The Plaintiffs contended that Plavix was marketed as a better alternative to an aspirin regimen when, in reality, the drug isn’t more effective in preventing heart attacks and strokes with its risks outweighing any benefits. The 60 suits at issue — three of which will remain in federal court — involve Plaintiffs from 45 states, Canada and Puerto Rico, and were filed between 2012 and 2014 in California state court in San Francisco. BMS and Sanofi removed the cases to California federal court, and they were later transferred to the MDL. There are no federal claims in the suits.
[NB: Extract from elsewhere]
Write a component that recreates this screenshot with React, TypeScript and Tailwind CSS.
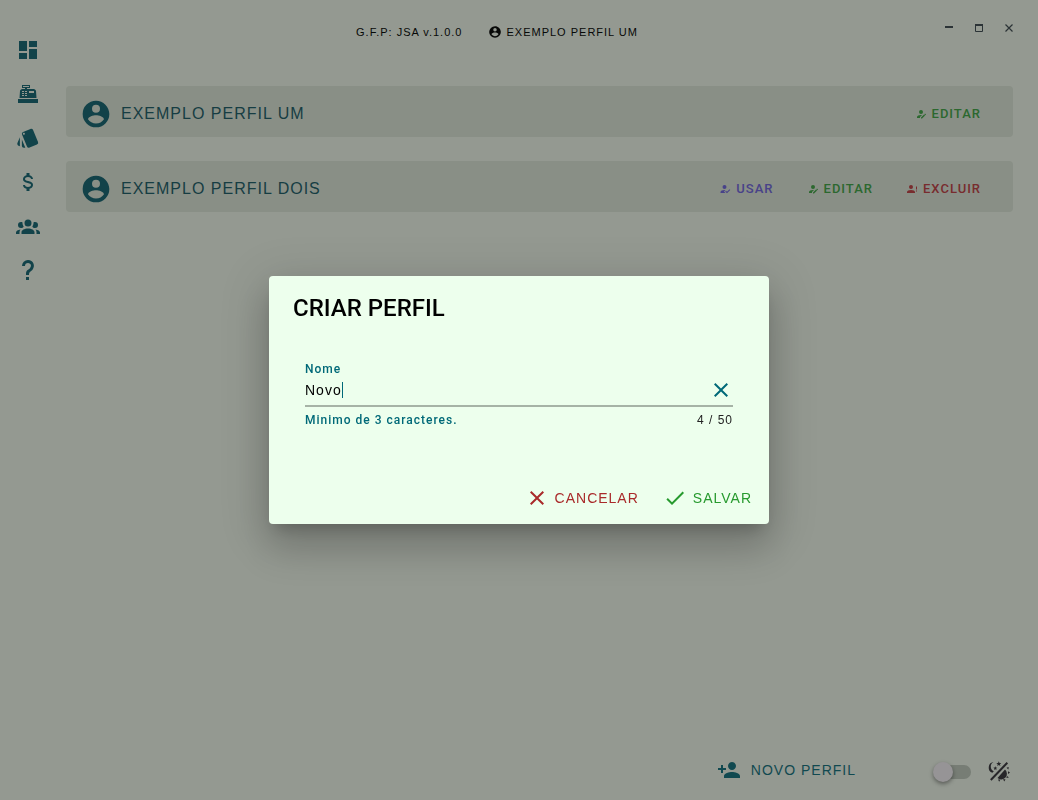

In arguments over remand, BMS and Sanofi contended that McKesson was only named as a defendant in the suits, which include several California residents, to prevent diversity among the parties. They said that the court should ignore that company’s location in determining jurisdiction. According to BMS and Sanofi, the Food Drug and Cosmetic Act should preempt the claims against McKesson, but Judge Wolfson said courts are restricted from making a “merits determination” in weighing the allegedly fraudulent inclusion of a defendant.
Judge Wolfson also said that California law doesn’t bar failure-to-warn claims against drug distributors and that Plaintiffs had demonstrated a “colorable claim” against McKesson over the allegedly marketing and distribution of Plavix without proper warnings. The three cases remaining in federal court involve parties with complete diversity. The order stated that the Plaintiffs couldn’t get them remanded based on the “forum defendant rule,” which blocks the removal of a suit when a properly joined and served defendant is a citizen of the state where the litigation is filed. McKesson wasn’t served at the time BMS and Sanofi removed the cases.
In his order, Judge Wolfson agreed with a majority of courts in deciding that a “nonforum defendant may remove before a properly joined forum defendant has been served.” The decision was said to be consistent with California and Ninth Circuit case law. The companies were accused of “unnecessary procedural delays, including improper removal to federal court.” The case is in the U.S. District Court for the District of New Jersey.